As promised, here’s some practical advice to follow last week’s musings on finding romance at the office. Watching the Oscars Sunday, I got another little impromptu reminder of the relationship between work and love: In his acceptance speech, 98-year-old production design legend Robert Boyle remembered “Hitch” (as in, Alfred Hitchcock) for giving him his first big film and, yes, introducing him to his wife and lifelong companion. It’s just one more example of how romantic work can be, something that Stephanie Losee and Helaine Olen, the authors of Office Mate: The Employee Handbook for Finding — and Managing — Romance on the Job, know a little about.

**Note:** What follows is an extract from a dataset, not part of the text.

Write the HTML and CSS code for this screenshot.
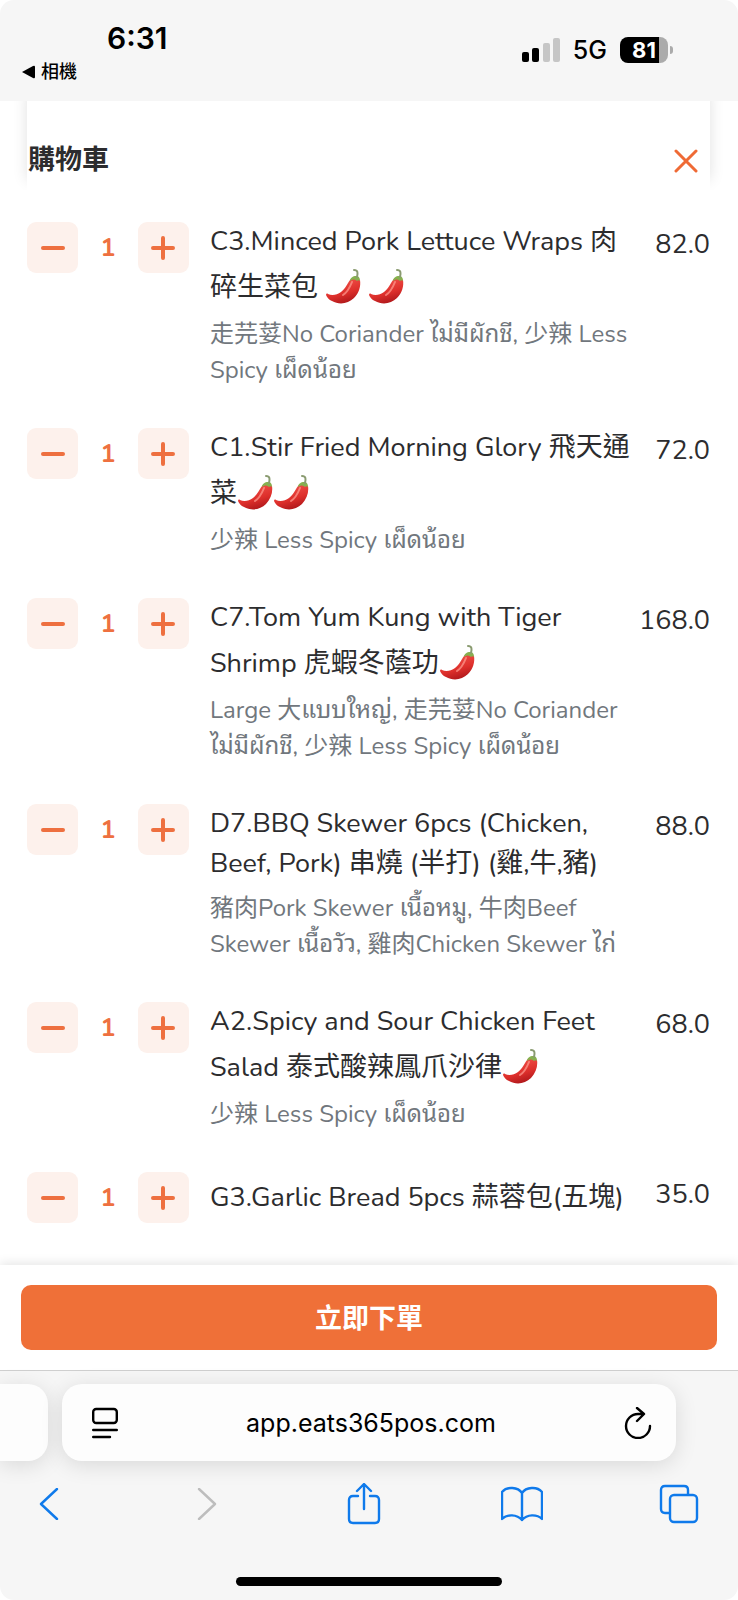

The book opens with a note from each woman on how she found her perfect mate at the office. But don’t get the wrong idea: These aren’t your average chickliteers. Both are, as the book’s site jokingly puts it, “otherwise dignified journalists” who felt passionately that office romances were getting a bad rap when they might actually be the best way to find love. So the two decided to apply their journalistic verve to the topic and share the results in this witty guide to everything from “How to Indicate Interest — Without Indicating Yourself Right Out of a Job” to “When He’s Out of Your Life But Not Out of the Office Next Door.”

It’s help many of us can use. Research cited in the book indicates that half of all office workers have dated an office mate. But then, you probably could have guessed that. As Olen says, “This has been going on since men and women have worked together, since they were sowing crops in the field.” And just because work has gone high-rise and hi-tech, doesn’t mean much has changed in the romantic arena: “The physical community of yore didn’t relocate to the Internet, it relocated to the workplace,” says Losee. “That’s so much more heartening than the possibility that we’re all just sitting in our rooms, plugged in, but completely disconnected from each other.”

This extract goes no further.